Nickols, running the £580m UK Select Smaller Companies fund, said the Hoare Govett Smaller Companies ex-ITs index had risen just 1% in the past six months, and was in line for a sharp upward move before 2012.
“The UK equity market has basically gone nowhere over the past six months, even though earnings estimates have gone up,” he said.
“The market has to move at some point and last year it went up around 25% in the second half. It is certainly possible it can do double-digit growth again if our central case comes to fruition.”
Markets have been volatile in recent months, see-sawing between euphoria and despair as the Greek crisis unfolds in Europe and the US recovery shows signs of stalling.

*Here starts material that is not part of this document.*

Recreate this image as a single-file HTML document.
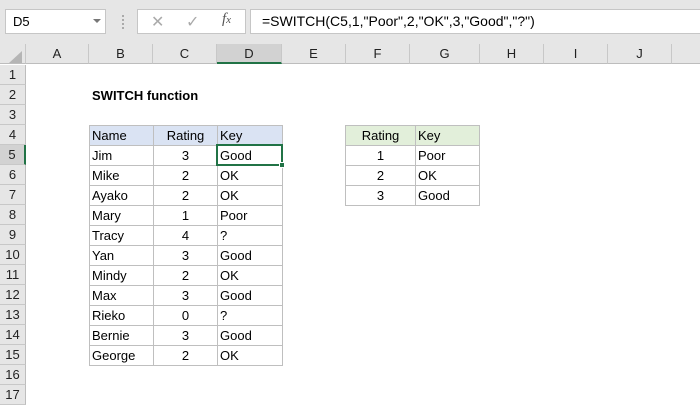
<!DOCTYPE html>
<html><head><meta charset="utf-8"><style>
*{margin:0;padding:0;box-sizing:border-box}
body{width:700px;height:400px;overflow:hidden;background:#fff;font-family:"Liberation Sans",Calibri,sans-serif;font-size:13px;color:#000;position:relative}
.a{position:absolute}
.top{left:0;top:0;width:700px;height:44px;background:#e6e6e6}
.box{background:#fff;border:1px solid #c6c6c6}
.ch{top:44px;height:20px;background:#e6e6e6;border-right:1px solid #c8c8c8;border-bottom:1px solid #bdbdbd;text-align:center;line-height:20px;color:#222}
.rh{left:0;width:26px;height:20px;background:#e6e6e6;border-bottom:1px solid #c8c8c8;border-right:1px solid #bdbdbd;text-align:center;line-height:20px;color:#222}
.c{height:20px;line-height:19px;border:1px solid #bfbfbf;padding:0 2px;white-space:nowrap}
.r{text-align:center}
</style></head><body>
<div class="a top"></div>
<div class="a box" style="left:5px;top:9px;width:101px;height:25px;padding-left:7px;line-height:23px;font-size:13px">D5</div>
<div class="a" style="left:93px;top:19px;width:0;height:0;border-left:4px solid transparent;border-right:4px solid transparent;border-top:4px solid #777"></div>
<div class="a" style="left:122px;top:15px;width:2px;height:14px;border-left:2px dotted #aaa"></div>
<div class="a box" style="left:137px;top:9px;width:109px;height:25px"></div>
<div class="a" style="left:151px;top:12px;color:#aaa;font-size:16px">✕</div>
<div class="a" style="left:186px;top:12px;color:#aaa;font-size:16px">✓</div>
<div class="a" style="left:222px;top:11px;color:#555;font-family:'Liberation Serif',serif;font-style:italic;font-size:15px">f<span style="font-size:11px">x</span></div>
<div class="a box" style="left:250px;top:9px;width:455px;height:25px;padding-left:11px;line-height:23px;font-size:14px">=SWITCH(C5,1,"Poor",2,"OK",3,"Good","?")</div>

<div class="a ch" style="left:0;width:26px"></div>
<div class="a" style="left:9px;top:51px;width:0;height:0;border-left:13px solid transparent;border-bottom:12px solid #b5b5b5"></div>
<div class="a ch" style="left:26px;width:63px">A</div>
<div class="a ch" style="left:89px;width:64px">B</div>
<div class="a ch" style="left:153px;width:64px">C</div>
<div class="a ch" style="left:217px;width:65px;background:#d2d2d2;border-bottom:2px solid #217346">D</div>
<div class="a ch" style="left:282px;width:64px">E</div>
<div class="a ch" style="left:346px;width:64px">F</div>
<div class="a ch" style="left:410px;width:70px">G</div>
<div class="a ch" style="left:480px;width:64px">H</div>
<div class="a ch" style="left:544px;width:64px">I</div>
<div class="a ch" style="left:608px;width:64px">J</div>
<div class="a ch" style="left:672px;width:28px;border-right:none"></div>

<div class="a rh" style="top:65px">1</div><div class="a rh" style="top:85px">2</div><div class="a rh" style="top:105px">3</div><div class="a rh" style="top:125px">4</div>
<div class="a rh" style="top:145px;background:#d2d2d2;border-right:2px solid #217346">5</div>
<div class="a rh" style="top:165px">6</div><div class="a rh" style="top:185px">7</div><div class="a rh" style="top:205px">8</div><div class="a rh" style="top:225px">9</div><div class="a rh" style="top:245px">10</div><div class="a rh" style="top:265px">11</div><div class="a rh" style="top:285px">12</div><div class="a rh" style="top:305px">13</div><div class="a rh" style="top:325px">14</div><div class="a rh" style="top:345px">15</div><div class="a rh" style="top:365px">16</div><div class="a rh" style="top:385px">17</div>

<div class="a" style="left:92px;top:88px;font-weight:bold;font-size:13px">SWITCH function</div>

<table class="a" style="left:89px;top:125px;border-collapse:collapse;font-size:13px">
<tr style="background:#dae3f3"><td class="c" style="width:64px">Name</td><td class="c r" style="width:64px">Rating</td><td class="c" style="width:65px">Key</td></tr>
<tr><td class="c">Jim</td><td class="c r">3</td><td class="c">Good</td></tr>
<tr><td class="c">Mike</td><td class="c r">2</td><td class="c">OK</td></tr>
<tr><td class="c">Ayako</td><td class="c r">2</td><td class="c">OK</td></tr>
<tr><td class="c">Mary</td><td class="c r">1</td><td class="c">Poor</td></tr>
<tr><td class="c">Tracy</td><td class="c r">4</td><td class="c">?</td></tr>
<tr><td class="c">Yan</td><td class="c r">3</td><td class="c">Good</td></tr>
<tr><td class="c">Mindy</td><td class="c r">2</td><td class="c">OK</td></tr>
<tr><td class="c">Max</td><td class="c r">3</td><td class="c">Good</td></tr>
<tr><td class="c">Rieko</td><td class="c r">0</td><td class="c">?</td></tr>
<tr><td class="c">Bernie</td><td class="c r">3</td><td class="c">Good</td></tr>
<tr><td class="c">George</td><td class="c r">2</td><td class="c">OK</td></tr>
</table>
<div class="a" style="left:216px;top:144px;width:67px;height:22px;border:2px solid #217346"></div>
<div class="a" style="left:279px;top:162px;width:6px;height:6px;background:#217346;border:1px solid #fff"></div>

<table class="a" style="left:345px;top:125px;border-collapse:collapse;font-size:13px">
<tr style="background:#e2efda"><td class="c r" style="width:70px">Rating</td><td class="c" style="width:64px">Key</td></tr>
<tr><td class="c r">1</td><td class="c">Poor</td></tr>
<tr><td class="c r">2</td><td class="c">OK</td></tr>
<tr><td class="c r">3</td><td class="c">Good</td></tr>
</table>
</body></html>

Nickols said his central scenario was for a set of measures to be put in place for Greece – which last week survived a crucial double vote on its tough austerity plans – allowing investors to refocus on the recovering global economy.
“The global economy is actually set to grow real GDP by around 4%, and if that is borne out, then earnings forecasts are too low, and we should see revisions,”
he added.
Nickols is playing global growth rather than UK growth by structuring the majority of the portfolio towards companies with international exposure.
Around 38% of the constituents in the Hoare Govett index derive sales from overseas, and Nickols is overweight the sector, with around 60% of the portfolio located in the space.
The fund has suffered a bout of underperformance over the past year, returning 29.5% compared to the IMA UK Smaller Companies index return of 32%, according to Morningstar.
Nickols said waves of risk aversion have impacted the market over the past twelve months, hitting the portfolio’s cyclical stocks.
“Within the past year you have seen a protracted phase of risk aversion, with our economically sensitive stocks not delivering the bang for our bucks,” he said.
“However, the companies are actually doing what we expect in terms of the numbers they are reporting so we are comfortable.”
The short-term dip in performance does not detract from longer term returns, with the fund top quartile over five years after returning 64.6%, compared to a sector average of 36.8%.